Understanding how to frame a complex issue is what communication is all about, a fact that’s seldom so gracefully exemplified as in Cosmos.

The Wrong Schaller

If you’ve gone back to look at Larry’s post on Sagan and Salpeter’s Jovians, you’ll have noticed that I changed the artwork. Larry wrote shortly after I posted the story that I had chosen the wrong image — the one from Cosmos, as viewable in the video above, is the one now embedded in the text. As to the other, a Schaller image that I reinsert below, it was used as the cover of the artist’s book Extraterrestrials: A Field Guide for Earthlings (Camden House, 1994). And if memory serves, it also ran as a magazine cover — I suspect on an issue of Analog from the 1970s, but if anyone knows for sure, drop me a note.

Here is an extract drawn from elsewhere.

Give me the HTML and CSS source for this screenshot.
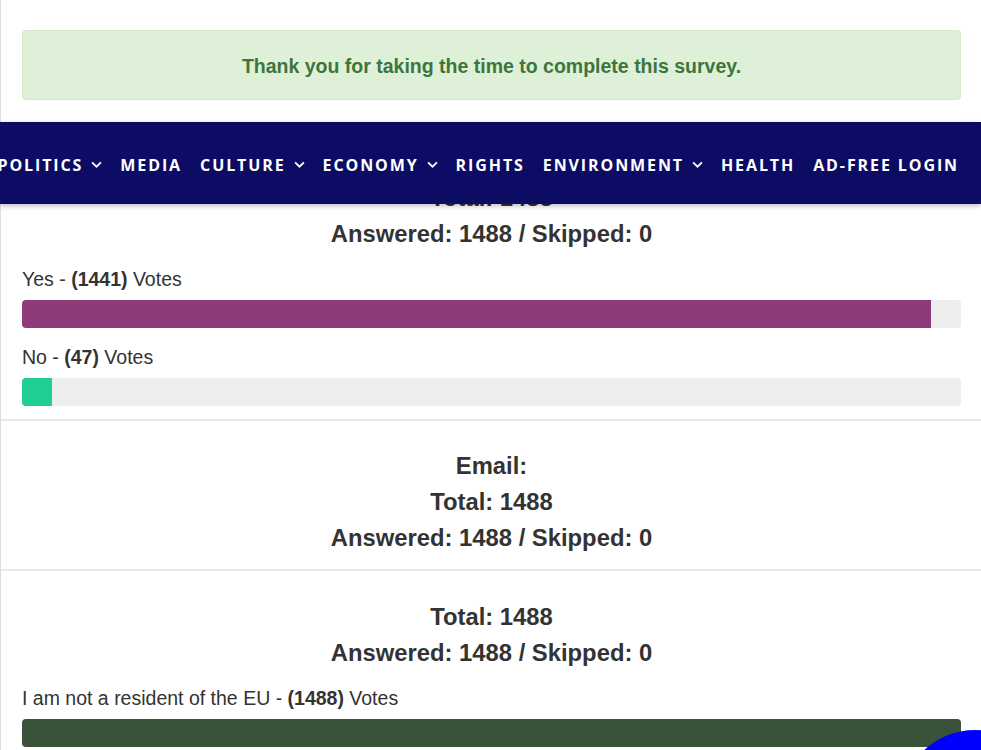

Comments on this entry are closed.

  • george scaglione February 28, 2009, 15:27

    not that i have the greatest comments to make on this subject but i do have my own copies of carl sagans cosmos (book and dvd form) and the above sure reminded me of the floaters i saw in both places.maybe somebody could comment because i surly don’t know for sure but could such forms of life become very intelligent? i wonder.imho they could never master spaceflight or much by way of technology because as i just reminded myself – if you live in a gaseous atmosphere…what materials are at your disposal with which to fabricate a spacecraft? but as always i look forward to everyones comments. good to just be a part of such an intelligent group. :) your friend george

  • Adam February 28, 2009, 17:06

    Hi Paul

    It’s not an “Analog” cover like any from the 1970s. Maybe it featured on “Asimov’s” or “F&SF” in the late 1980s. Schaller created some beautifully evocative pieces for “Cosmos” as Larry’s video-trawlling has reminded us. That’s still one of my favourite sections of my battered old copy of the hardcover “Cosmos” from 1980.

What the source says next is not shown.